- The problem:
Everything from the first line of the data below through the line that contains "import React from" should be written out exactly, please, and nothing more; the pictures stay out.

- Given data:
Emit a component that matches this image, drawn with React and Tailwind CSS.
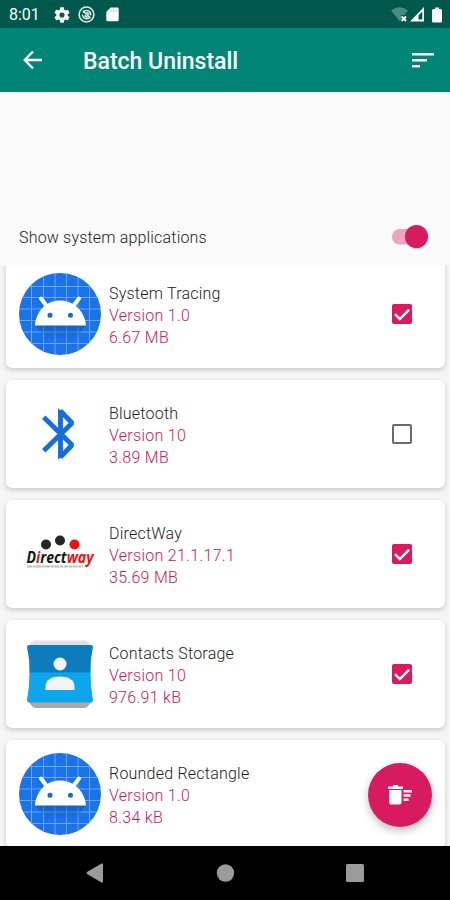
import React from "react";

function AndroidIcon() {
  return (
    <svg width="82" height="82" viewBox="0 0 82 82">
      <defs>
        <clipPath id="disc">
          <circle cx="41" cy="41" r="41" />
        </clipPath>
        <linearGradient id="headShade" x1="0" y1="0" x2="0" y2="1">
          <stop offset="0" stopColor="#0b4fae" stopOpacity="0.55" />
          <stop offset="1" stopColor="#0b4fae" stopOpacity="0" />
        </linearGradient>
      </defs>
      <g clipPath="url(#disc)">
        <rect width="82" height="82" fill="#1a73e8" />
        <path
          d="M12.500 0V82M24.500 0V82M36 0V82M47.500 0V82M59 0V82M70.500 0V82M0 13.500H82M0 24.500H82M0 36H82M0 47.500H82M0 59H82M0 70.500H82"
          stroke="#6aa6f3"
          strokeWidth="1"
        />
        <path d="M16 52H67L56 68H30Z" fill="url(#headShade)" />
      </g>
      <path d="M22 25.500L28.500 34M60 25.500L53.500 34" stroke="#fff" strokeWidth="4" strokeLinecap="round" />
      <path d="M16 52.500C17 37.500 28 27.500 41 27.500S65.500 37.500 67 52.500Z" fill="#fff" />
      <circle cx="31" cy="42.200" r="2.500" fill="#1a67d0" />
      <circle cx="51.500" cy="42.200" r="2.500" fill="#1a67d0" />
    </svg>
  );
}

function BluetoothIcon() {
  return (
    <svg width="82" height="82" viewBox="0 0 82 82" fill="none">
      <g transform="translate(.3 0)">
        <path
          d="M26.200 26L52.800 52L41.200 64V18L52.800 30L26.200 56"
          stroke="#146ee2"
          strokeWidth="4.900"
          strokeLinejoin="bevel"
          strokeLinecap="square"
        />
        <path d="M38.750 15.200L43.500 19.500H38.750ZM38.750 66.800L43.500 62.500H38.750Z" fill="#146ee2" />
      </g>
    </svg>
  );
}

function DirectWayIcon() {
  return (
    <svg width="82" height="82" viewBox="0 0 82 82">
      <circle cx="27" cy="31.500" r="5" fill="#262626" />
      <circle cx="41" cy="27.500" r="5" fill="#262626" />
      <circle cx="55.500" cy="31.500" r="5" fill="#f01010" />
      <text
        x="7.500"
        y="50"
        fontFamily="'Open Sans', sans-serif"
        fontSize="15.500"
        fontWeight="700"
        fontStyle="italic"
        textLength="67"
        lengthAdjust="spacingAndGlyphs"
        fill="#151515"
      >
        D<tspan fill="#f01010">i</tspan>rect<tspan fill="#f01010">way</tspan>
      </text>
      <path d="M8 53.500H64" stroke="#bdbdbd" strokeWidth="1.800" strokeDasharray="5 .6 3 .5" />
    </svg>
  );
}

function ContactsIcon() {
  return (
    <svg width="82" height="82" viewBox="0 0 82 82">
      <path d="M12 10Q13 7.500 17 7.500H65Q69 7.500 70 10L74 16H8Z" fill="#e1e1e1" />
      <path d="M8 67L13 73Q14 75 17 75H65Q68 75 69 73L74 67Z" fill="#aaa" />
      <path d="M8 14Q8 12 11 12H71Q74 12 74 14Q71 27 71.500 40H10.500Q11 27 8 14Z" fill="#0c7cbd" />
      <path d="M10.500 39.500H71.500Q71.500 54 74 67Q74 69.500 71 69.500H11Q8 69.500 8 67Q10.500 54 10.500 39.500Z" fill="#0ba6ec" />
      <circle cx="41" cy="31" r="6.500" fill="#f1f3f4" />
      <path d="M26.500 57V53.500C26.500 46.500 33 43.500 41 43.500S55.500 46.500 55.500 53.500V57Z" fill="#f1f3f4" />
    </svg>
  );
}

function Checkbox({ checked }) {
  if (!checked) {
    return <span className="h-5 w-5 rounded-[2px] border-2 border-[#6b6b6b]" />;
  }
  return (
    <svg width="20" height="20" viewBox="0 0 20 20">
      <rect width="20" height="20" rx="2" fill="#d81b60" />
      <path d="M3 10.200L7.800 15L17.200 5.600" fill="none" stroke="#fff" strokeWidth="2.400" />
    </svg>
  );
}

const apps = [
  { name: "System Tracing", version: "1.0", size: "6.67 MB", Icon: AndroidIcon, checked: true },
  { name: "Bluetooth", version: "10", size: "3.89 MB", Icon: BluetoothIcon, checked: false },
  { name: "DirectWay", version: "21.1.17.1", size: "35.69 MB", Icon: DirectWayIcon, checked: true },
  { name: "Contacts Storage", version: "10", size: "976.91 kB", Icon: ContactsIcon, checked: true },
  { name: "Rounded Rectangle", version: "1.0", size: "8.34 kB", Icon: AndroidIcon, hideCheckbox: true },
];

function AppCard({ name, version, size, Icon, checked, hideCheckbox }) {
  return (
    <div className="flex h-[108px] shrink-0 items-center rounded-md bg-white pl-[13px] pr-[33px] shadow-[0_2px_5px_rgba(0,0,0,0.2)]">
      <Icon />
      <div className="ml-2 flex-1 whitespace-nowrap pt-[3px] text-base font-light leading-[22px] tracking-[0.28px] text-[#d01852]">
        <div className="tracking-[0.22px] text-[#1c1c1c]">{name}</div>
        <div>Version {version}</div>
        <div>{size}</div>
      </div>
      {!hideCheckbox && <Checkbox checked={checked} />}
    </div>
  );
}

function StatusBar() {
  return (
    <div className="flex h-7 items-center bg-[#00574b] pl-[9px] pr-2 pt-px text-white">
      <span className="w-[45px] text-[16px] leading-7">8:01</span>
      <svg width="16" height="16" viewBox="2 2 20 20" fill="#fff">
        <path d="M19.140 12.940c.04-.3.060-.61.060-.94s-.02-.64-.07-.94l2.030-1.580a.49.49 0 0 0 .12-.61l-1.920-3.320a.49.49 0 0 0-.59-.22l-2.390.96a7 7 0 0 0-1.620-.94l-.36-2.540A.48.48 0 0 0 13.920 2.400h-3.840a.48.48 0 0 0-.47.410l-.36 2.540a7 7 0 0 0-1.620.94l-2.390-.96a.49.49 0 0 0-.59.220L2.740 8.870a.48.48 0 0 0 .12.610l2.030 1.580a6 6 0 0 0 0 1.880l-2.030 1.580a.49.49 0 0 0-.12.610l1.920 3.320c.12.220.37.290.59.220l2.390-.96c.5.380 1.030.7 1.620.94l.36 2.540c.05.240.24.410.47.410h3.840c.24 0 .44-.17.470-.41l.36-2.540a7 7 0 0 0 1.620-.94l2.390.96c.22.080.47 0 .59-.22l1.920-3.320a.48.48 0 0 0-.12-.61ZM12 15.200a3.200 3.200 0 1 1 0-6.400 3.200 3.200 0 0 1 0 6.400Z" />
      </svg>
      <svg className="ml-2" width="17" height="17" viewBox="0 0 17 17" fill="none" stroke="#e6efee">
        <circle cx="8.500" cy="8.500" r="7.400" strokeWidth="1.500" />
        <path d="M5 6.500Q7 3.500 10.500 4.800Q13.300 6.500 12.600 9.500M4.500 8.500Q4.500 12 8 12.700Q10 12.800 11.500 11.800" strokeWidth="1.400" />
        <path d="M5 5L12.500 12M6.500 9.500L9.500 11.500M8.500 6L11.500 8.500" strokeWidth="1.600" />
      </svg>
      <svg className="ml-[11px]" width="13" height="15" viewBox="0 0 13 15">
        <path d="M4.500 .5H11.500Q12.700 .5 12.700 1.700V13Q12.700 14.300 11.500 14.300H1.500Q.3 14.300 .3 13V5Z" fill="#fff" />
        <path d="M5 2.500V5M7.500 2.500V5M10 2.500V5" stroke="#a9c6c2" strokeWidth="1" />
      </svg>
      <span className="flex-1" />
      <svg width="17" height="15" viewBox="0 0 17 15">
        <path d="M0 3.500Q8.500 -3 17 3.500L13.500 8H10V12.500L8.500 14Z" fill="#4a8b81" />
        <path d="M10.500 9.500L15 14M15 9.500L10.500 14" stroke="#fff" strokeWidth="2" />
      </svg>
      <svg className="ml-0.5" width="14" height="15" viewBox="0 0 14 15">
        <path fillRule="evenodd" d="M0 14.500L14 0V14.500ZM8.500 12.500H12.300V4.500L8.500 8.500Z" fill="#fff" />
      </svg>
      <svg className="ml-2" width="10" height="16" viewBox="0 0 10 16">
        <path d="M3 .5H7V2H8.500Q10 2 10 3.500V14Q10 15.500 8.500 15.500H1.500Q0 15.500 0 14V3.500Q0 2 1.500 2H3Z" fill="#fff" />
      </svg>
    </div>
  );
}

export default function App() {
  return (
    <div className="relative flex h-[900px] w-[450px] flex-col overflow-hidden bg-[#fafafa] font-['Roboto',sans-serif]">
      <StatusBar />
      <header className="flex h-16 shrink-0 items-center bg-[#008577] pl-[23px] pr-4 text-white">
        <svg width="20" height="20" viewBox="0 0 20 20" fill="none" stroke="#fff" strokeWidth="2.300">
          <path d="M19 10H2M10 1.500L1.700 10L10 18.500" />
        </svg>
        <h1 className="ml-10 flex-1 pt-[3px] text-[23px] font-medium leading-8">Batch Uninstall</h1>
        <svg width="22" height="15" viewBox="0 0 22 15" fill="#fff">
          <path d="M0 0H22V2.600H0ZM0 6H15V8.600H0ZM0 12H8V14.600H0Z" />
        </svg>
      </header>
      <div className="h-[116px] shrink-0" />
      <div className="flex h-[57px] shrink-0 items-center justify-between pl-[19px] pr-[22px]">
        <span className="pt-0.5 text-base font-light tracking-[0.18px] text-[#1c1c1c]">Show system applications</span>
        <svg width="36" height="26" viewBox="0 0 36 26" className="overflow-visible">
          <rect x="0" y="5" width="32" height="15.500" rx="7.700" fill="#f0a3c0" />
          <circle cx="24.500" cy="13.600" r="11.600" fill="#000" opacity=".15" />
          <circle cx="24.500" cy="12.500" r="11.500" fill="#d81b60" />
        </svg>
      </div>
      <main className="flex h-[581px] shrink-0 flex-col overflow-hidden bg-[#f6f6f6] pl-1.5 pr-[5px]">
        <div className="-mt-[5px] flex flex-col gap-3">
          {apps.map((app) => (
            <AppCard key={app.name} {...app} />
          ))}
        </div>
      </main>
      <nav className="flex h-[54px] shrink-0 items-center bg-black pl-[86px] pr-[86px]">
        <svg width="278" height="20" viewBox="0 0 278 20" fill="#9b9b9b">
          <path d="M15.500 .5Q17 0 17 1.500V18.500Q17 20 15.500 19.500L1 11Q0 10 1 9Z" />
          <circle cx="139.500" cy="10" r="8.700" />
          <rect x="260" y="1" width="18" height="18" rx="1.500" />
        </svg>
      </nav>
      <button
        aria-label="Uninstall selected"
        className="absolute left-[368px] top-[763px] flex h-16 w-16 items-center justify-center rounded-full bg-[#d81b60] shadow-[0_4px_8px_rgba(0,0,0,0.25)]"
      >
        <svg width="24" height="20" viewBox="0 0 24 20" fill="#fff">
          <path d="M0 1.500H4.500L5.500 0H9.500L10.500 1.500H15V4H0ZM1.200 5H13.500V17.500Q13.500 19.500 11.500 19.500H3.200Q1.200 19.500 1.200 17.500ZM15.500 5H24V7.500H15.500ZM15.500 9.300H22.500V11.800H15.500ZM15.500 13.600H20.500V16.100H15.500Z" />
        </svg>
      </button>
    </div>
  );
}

- Worked solution:
Emit a component that matches this image, drawn with React and Tailwind CSS.
import React from "react";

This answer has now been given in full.